C. Male responsibilities and participation
Basis for action
4.24. Changes in both men's and women's knowledge, attitudes and behaviour are
necessary conditions for achieving the harmonious partnership of men and women. Men play a
key role in bringing about gender equality since, in most societies, men exercise
preponderant power in nearly every sphere of life, ranging from personal decisions
regarding the size of families to the policy and programme decisions taken at all levels
of Government. It is essential to improve communication between men and women on issues of
sexuality and reproductive health, and the understanding of their joint responsibilities,
so that men and women are equal partners in public and private life.
Objective
4.25. The objective is to promote gender equality in all spheres of life, including
family and community life, and to encourage and enable men to take responsibility for
their sexual and reproductive behaviour and their social and family roles.
Actions
4.26. The equal participation of women and men in all areas of family and household
responsibilities, including family planning, child-rearing and housework, should be
promoted and encouraged by Governments. This should be pursued by means of information,
education, communication, employment legislation and by fostering an economically enabling
environment, such as family leave for men and women so that they may have more choice
regarding the balance of their domestic and public responsibilities.
4.27. Special efforts should be made to emphasize men's shared responsibility and
promote their active involvement in responsible parenthood, sexual and reproductive
behaviour, including family planning; prenatal, maternal and child health; prevention of
sexually transmitted diseases, including HIV; prevention of unwanted and high-risk
pregnancies; shared control and contribution to family income, children's education,
health and nutrition; and recognition and promotion of the equal value of children of both
sexes. Male responsibilities in family life must be included in the education of children
from the earliest ages. Special emphasis should be placed on the prevention of violence
against women and children.
4.28. Governments should take steps to ensure that children receive appropriate
financial support from their parents by, among other measures, enforcing child- support
laws.

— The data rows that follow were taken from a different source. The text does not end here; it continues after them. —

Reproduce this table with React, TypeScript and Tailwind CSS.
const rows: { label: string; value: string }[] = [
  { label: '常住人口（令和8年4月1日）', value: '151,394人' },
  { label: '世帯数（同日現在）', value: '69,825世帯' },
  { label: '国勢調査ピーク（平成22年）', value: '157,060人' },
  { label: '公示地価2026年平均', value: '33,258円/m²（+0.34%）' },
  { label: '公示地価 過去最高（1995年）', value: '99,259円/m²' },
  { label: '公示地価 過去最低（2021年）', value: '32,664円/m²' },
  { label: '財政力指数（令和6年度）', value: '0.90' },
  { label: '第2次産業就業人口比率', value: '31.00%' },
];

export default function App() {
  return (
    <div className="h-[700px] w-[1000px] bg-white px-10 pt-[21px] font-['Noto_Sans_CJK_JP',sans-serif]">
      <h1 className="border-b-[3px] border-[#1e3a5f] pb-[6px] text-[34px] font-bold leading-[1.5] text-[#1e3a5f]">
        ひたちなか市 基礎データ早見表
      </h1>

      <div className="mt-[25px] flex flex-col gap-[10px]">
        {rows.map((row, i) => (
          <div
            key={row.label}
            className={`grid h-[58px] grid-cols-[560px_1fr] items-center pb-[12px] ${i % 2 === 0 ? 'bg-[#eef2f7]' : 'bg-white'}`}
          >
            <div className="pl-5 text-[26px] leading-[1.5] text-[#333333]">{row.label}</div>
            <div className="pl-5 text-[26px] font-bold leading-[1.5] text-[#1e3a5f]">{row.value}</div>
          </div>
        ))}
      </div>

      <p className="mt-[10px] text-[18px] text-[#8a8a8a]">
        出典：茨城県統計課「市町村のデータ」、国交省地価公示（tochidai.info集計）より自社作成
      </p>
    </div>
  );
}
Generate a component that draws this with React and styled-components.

Governments should consider changes in law and policy to ensure men's responsibility
to and financial support for their children and families. Such laws and policies should
also encourage maintenance or reconstitution of the family unit. The safety of women in
abusive relationships should be protected.
4.29. National and community leaders should promote the full involvement of men in
family life and the full integration of women in community life. Parents and schools
should ensure that attitudes that are respectful of women and girls as equals are
instilled in boys from the earliest possible age, along with an understanding of their
shared responsibilities in all aspects of a safe, secure and harmonious family life.
Relevant programmes to reach boys before they become sexually active are urgently needed.